Primary industry should concentrate on strategy not structure according to Associate Professor Hamish Gow, an ex-pat New Zealander who is a leading US food marekting specialist.

The primary sector has increased its contribution to New Zealand’s gross domestic product (GDP) from 14% in 1986 to 17% today, something Associate Prof Hamish Gow, an ex-patriate New Zealander now a leading United States food marketing specialist, said had not been achieved elsewhere.

Prof Gow, of Michigan State University, told the recent New Zealand Institute of Primary Industry Management conference in Queenstown that farmers throughout the world were trying to develop branded marketing channels, but itwas not easily achieved because they could not get industry unity.

Despite that, Prof Gow believed New Zealand’s primary sector had done well, although the models used needed some improving.

The key was to concentrate on strategy not structure.

He gave the example of New Zealand apple growers who, in the process of remodelling the sector’s structure, sold off the profitable juicing business and lost control of the industry.

A strategy had to create value and provide consumers with what they wanted, he said.

There is a lesson here for those who are concerned about the meat industry because any public utterances show that those wanting change are concentrating on structure not strategy.

Competition Irrelevant in Consent Application


One of the most frustrating aspects of the RMA is the way it allows those in competition to the applicant to lodge objections to consent on grounds which are irrelevant to the application.

Barnados tried this in Oamaru yesterday, against an application for consent to establish a child care centre, but hearings panel chair Cr Struan Munro recognised the attempt for what it was:

 However, Cr Munro pointed out that most of the issues raised by Barnardos were not related to effects on the environment and its submission was based on competition, which could not be considered as part of the Little Wonders’ discretionary land use resource consent application.

EFA Opponents’ Court Bid Fails


The bid for a judicial review of the Attorney General’s decision not to raise BIll of Rights issues in the EFA when it was considered by Parliament, has been struck out by the High Court.

Update: Kiwiblog has a fuller report and response.

Youth Vote Up For Grabs


Gordon Campbell says the decision to make third party insurance on motor vehicles is another example of Labour’s punitive stance towards young people and first time voters.

According to to Labour Party president Mike Williams, there will 190,000 eligible first time voters in this election, and they’re supposed to be a Labour priority. Yet the array of policies that the Labour government has promoted over the last year or so have targeted young people and their leisure habits, mainly to score brownie points on law and order issues.

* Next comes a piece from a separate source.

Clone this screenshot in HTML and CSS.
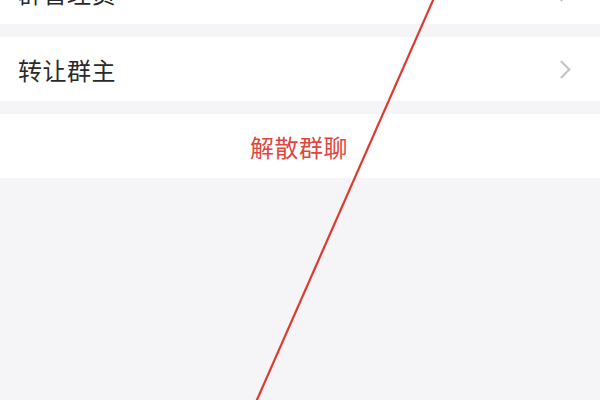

Add them up. There has been have the attack on youth drugs of leisure ( the party pills ban) and on forms of protest and expression ( the anti-tagging Summary Offences (Tagging and Graffiti vandalism) Amendment Bill.) Labour has vowed to keep young people compulsorily inside learning institutions until they’re 18, via the Schools Plus initiative, which is already in some trouble.

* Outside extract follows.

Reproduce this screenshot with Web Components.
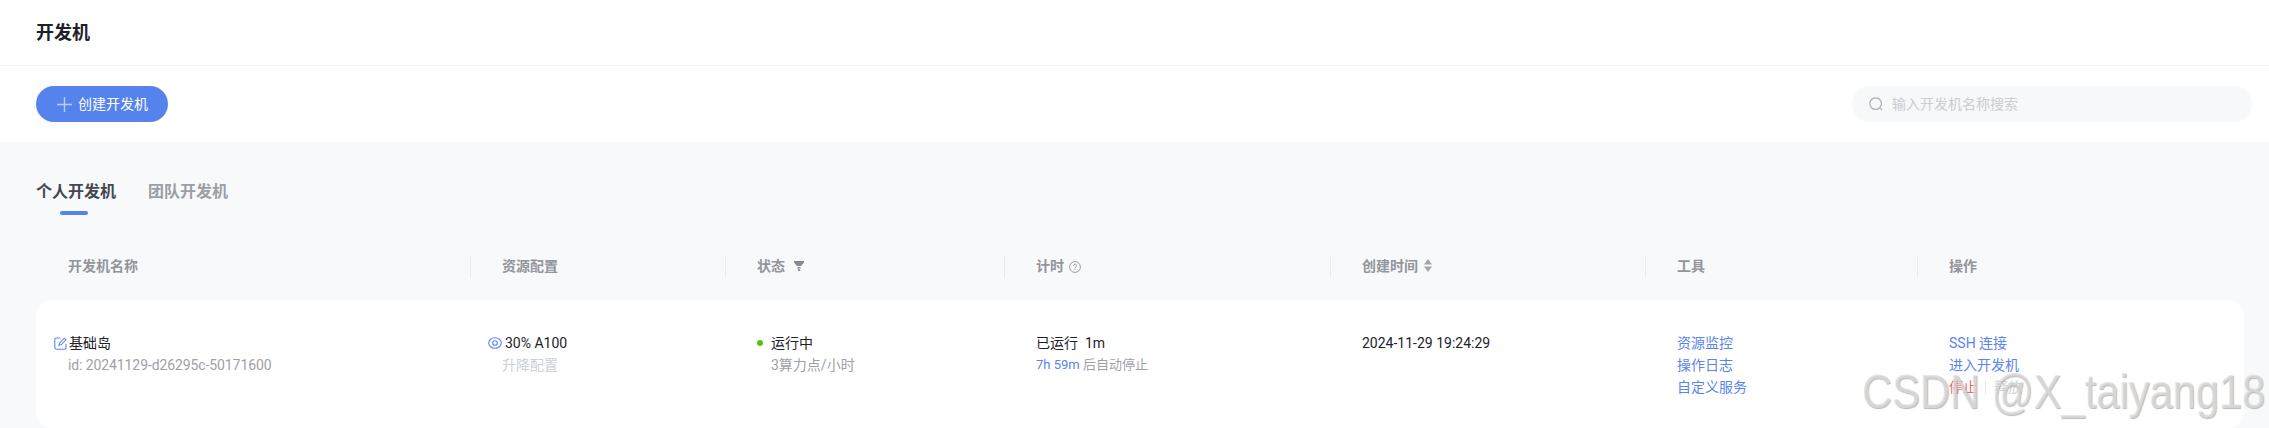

The Schools Plus initiative won’t be popular with 16 to 18 year olds who want to leave school, nor with those who want to stay and find their education disrupted by those who’d rather be elsewhere. But the party pill ban and anti-tagging legislation probably only affect a small minority.

Now, we have this 3rd party insurance move against their driving habits and related risks. Transport Safety Minister Harry Duynhoeven has been quite upfront that the compulsory 3rd party insurance idea was ‘brought into focus’ as a mechanism to get boy racers off the streets. Unfortunately, the measure will further offload the cost onto all motorists, and onto young drivers in particular, and the insurance industry is already contesting Duynhoeven’s cost estimates.

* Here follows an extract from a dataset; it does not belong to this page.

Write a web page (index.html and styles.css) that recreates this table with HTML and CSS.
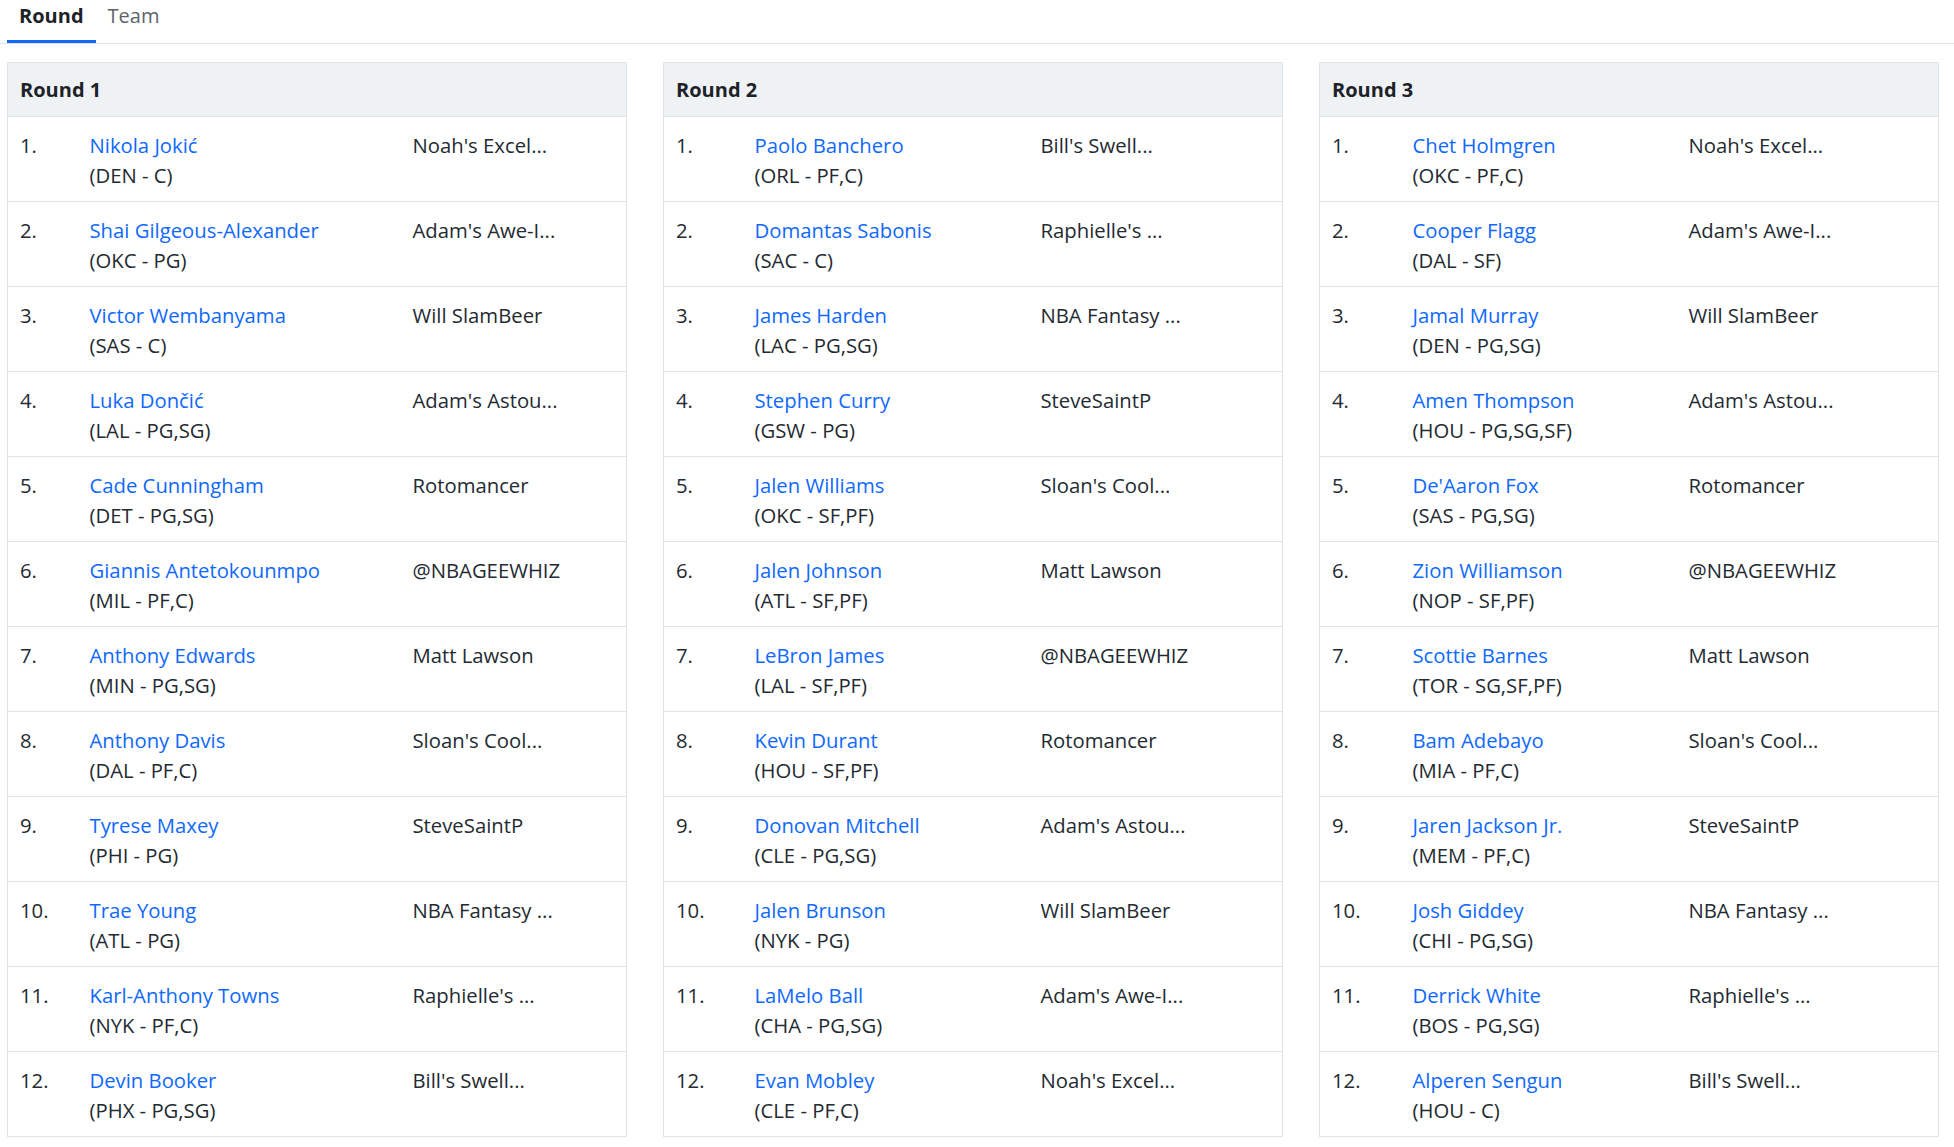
FILE: index.html
```html
<!DOCTYPE html>
<html lang="en">
<head>
<meta charset="utf-8">
<title>Draft Results</title>
<link rel="stylesheet" href="styles.css">
</head>
<body>
<nav class="tabs">
  <a class="tab active" href="#">Round</a>
  <a class="tab" href="#">Team</a>
</nav>
<main class="rounds">
  <table class="draft r1">
    <colgroup><col class="c-num"><col class="c-player"><col class="c-team"></colgroup>
    <thead><tr><th colspan="3">Round 1</th></tr></thead>
    <tbody>
      <tr><td>1.</td><td><a href="#">Nikola Jokić</a><br>(DEN - C)</td><td>Noah's Excel...</td></tr>
      <tr><td>2.</td><td><a href="#">Shai Gilgeous-Alexander</a><br>(OKC - PG)</td><td>Adam's Awe-I...</td></tr>
      <tr><td>3.</td><td><a href="#">Victor Wembanyama</a><br>(SAS - C)</td><td>Will SlamBeer</td></tr>
      <tr><td>4.</td><td><a href="#">Luka Dončić</a><br>(LAL - PG,SG)</td><td>Adam's Astou...</td></tr>
      <tr><td>5.</td><td><a href="#">Cade Cunningham</a><br>(DET - PG,SG)</td><td>Rotomancer</td></tr>
      <tr><td>6.</td><td><a href="#">Giannis Antetokounmpo</a><br>(MIL - PF,C)</td><td>@NBAGEEWHIZ</td></tr>
      <tr><td>7.</td><td><a href="#">Anthony Edwards</a><br>(MIN - PG,SG)</td><td>Matt Lawson</td></tr>
      <tr><td>8.</td><td><a href="#">Anthony Davis</a><br>(DAL - PF,C)</td><td>Sloan's Cool...</td></tr>
      <tr><td>9.</td><td><a href="#">Tyrese Maxey</a><br>(PHI - PG)</td><td>SteveSaintP</td></tr>
      <tr><td>10.</td><td><a href="#">Trae Young</a><br>(ATL - PG)</td><td>NBA Fantasy ...</td></tr>
      <tr><td>11.</td><td><a href="#">Karl-Anthony Towns</a><br>(NYK - PF,C)</td><td>Raphielle's ...</td></tr>
      <tr><td>12.</td><td><a href="#">Devin Booker</a><br>(PHX - PG,SG)</td><td>Bill's Swell...</td></tr>
    </tbody>
  </table>
  <table class="draft r2">
    <colgroup><col class="c-num"><col class="c-player"><col class="c-team"></colgroup>
    <thead><tr><th colspan="3">Round 2</th></tr></thead>
    <tbody>
      <tr><td>1.</td><td><a href="#">Paolo Banchero</a><br>(ORL - PF,C)</td><td>Bill's Swell...</td></tr>
      <tr><td>2.</td><td><a href="#">Domantas Sabonis</a><br>(SAC - C)</td><td>Raphielle's ...</td></tr>
      <tr><td>3.</td><td><a href="#">James Harden</a><br>(LAC - PG,SG)</td><td>NBA Fantasy ...</td></tr>
      <tr><td>4.</td><td><a href="#">Stephen Curry</a><br>(GSW - PG)</td><td>SteveSaintP</td></tr>
      <tr><td>5.</td><td><a href="#">Jalen Williams</a><br>(OKC - SF,PF)</td><td>Sloan's Cool...</td></tr>
      <tr><td>6.</td><td><a href="#">Jalen Johnson</a><br>(ATL - SF,PF)</td><td>Matt Lawson</td></tr>
      <tr><td>7.</td><td><a href="#">LeBron James</a><br>(LAL - SF,PF)</td><td>@NBAGEEWHIZ</td></tr>
      <tr><td>8.</td><td><a href="#">Kevin Durant</a><br>(HOU - SF,PF)</td><td>Rotomancer</td></tr>
      <tr><td>9.</td><td><a href="#">Donovan Mitchell</a><br>(CLE - PG,SG)</td><td>Adam's Astou...</td></tr>
      <tr><td>10.</td><td><a href="#">Jalen Brunson</a><br>(NYK - PG)</td><td>Will SlamBeer</td></tr>
      <tr><td>11.</td><td><a href="#">LaMelo Ball</a><br>(CHA - PG,SG)</td><td>Adam's Awe-I...</td></tr>
      <tr><td>12.</td><td><a href="#">Evan Mobley</a><br>(CLE - PF,C)</td><td>Noah's Excel...</td></tr>
    </tbody>
  </table>
  <table class="draft r3">
    <colgroup><col class="c-num"><col class="c-player"><col class="c-team"></colgroup>
    <thead><tr><th colspan="3">Round 3</th></tr></thead>
    <tbody>
      <tr><td>1.</td><td><a href="#">Chet Holmgren</a><br>(OKC - PF,C)</td><td>Noah's Excel...</td></tr>
      <tr><td>2.</td><td><a href="#">Cooper Flagg</a><br>(DAL - SF)</td><td>Adam's Awe-I...</td></tr>
      <tr><td>3.</td><td><a href="#">Jamal Murray</a><br>(DEN - PG,SG)</td><td>Will SlamBeer</td></tr>
      <tr><td>4.</td><td><a href="#">Amen Thompson</a><br>(HOU - PG,SG,SF)</td><td>Adam's Astou...</td></tr>
      <tr><td>5.</td><td><a href="#">De'Aaron Fox</a><br>(SAS - PG,SG)</td><td>Rotomancer</td></tr>
      <tr><td>6.</td><td><a href="#">Zion Williamson</a><br>(NOP - SF,PF)</td><td>@NBAGEEWHIZ</td></tr>
      <tr><td>7.</td><td><a href="#">Scottie Barnes</a><br>(TOR - SG,SF,PF)</td><td>Matt Lawson</td></tr>
      <tr><td>8.</td><td><a href="#">Bam Adebayo</a><br>(MIA - PF,C)</td><td>Sloan's Cool...</td></tr>
      <tr><td>9.</td><td><a href="#">Jaren Jackson Jr.</a><br>(MEM - PF,C)</td><td>SteveSaintP</td></tr>
      <tr><td>10.</td><td><a href="#">Josh Giddey</a><br>(CHI - PG,SG)</td><td>NBA Fantasy ...</td></tr>
      <tr><td>11.</td><td><a href="#">Derrick White</a><br>(BOS - PG,SG)</td><td>Raphielle's ...</td></tr>
      <tr><td>12.</td><td><a href="#">Alperen Sengun</a><br>(HOU - C)</td><td>Bill's Swell...</td></tr>
    </tbody>
  </table>
</main>
</body>
</html>
```

FILE: styles.css
```css
* { box-sizing: border-box; }

body {
  margin: 0;
  background: #ffffff;
  color: #232a31;
  font-family: "Open Sans", "Noto Sans", Arial, sans-serif;
  font-size: 20.3px;
  line-height: 30px;
}

.tabs {
  display: flex;
  padding-left: 7px;
  border-bottom: 1px solid #e0e4e9;
}

.tab {
  display: block;
  padding: 1px 12px 9px;
  border-bottom: 3px solid transparent;
  color: #5b636a;
  text-decoration: none;
  font-size: 20px;
  line-height: 30px;
}

.tab.active {
  color: #1d2228;
  font-weight: 700;
  border-bottom-color: #0f69ff;
}

.rounds {
  display: grid;
  grid-template-columns: repeat(3, 619px);
  column-gap: 37px;
  padding: 18px 0 0 7px;
  align-items: start;
}

.draft {
  width: 619px;
  table-layout: fixed;
  border-collapse: collapse;
  border: 1px solid #e0e4e9;
}

.draft th {
  background: #eff2f5;
  text-align: left;
  font-size: 20px;
  font-weight: 700;
  color: #1d2228;
  padding: 12px 12px 11px;
  border-bottom: 1px solid #e0e4e9;
}

.draft td {
  vertical-align: top;
  padding: 13px 12px 11px;
  border-top: 1px solid #e0e4e9;
  white-space: nowrap;
}

.draft a {
  color: #0f69ff;
  text-decoration: none;
}

.r1 .c-num { width: 70px; }
.r1 .c-player { width: 323px; }
.r1 .c-team { width: 226px; }

.r2 .c-num { width: 79px; }
.r2 .c-player { width: 286px; }
.r2 .c-team { width: 254px; }

.r3 .c-num { width: 81px; }
.r3 .c-player { width: 276px; }
.r3 .c-team { width: 262px; }
```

He is right about the added expense but I don’t think it’s a big enough issue by iteslf to repel or attract votes.

This punitive stance towards the young is not an election year tactic, since it has been evident throughout this term of government. Late in 2006, Labour MP Martin Gallagher sponsored an attempt to raise the drinking age, which would have forced young people out of clubs and bars, and denied them the chance to listen to bands on licensed premises. [ Disclosure of self interest : I co-promote tours by indie bands, and raising the drinking age would have killed such tours stone dead ]

You get the pattern, and that’s only on the punitive side. In the Budget, when Finance Minister was handing out the sweets to everyone else, he conspicuously failed to address student debt and student allowances. His token best effort was to drop the age that students will be regarded as dependent on their parents from 25 to an insulting 24 – apparently, according to Cullen, because United Future wanted it that way.

With the exception of students, most young people aren’t generally organised about lobbying so are easy for Governments to ignore.

There’s a word for it : ephebiphobia. It means fear of the young and Labour needs policy treatment for it. So, of course, does National – always a haven for young fogies – who have shown themselves more than willing to pack young offenders off to boot camp, even if the armed forces supposed to be running them don’t want a bar of it. For the Maori Party and the Greens, those 190,000 voters really are theirs for the taking.

I’m not sure why the Maori Party would be attractive to non Maori and today’s Fairfax poll shows Maori are favouring National (39%) with Labour and Maroi both at 22%. (David Farrar blogs on the significance of this here and No Minister comments here).

However, the poll also shows Labour has clawed back some support from National among young people and those on low incomes – but these two groups are also most likely to change their minds before polling day.

Labour targetted the youth vote (and their parents) in 2005 with the last minute interest free student loan bribe. The public coffers aren’t so healthy now, but that won’t necessarily stop them trying to snare the young – and any other sector they feel is worth targetting – with a last-ditch spend-up.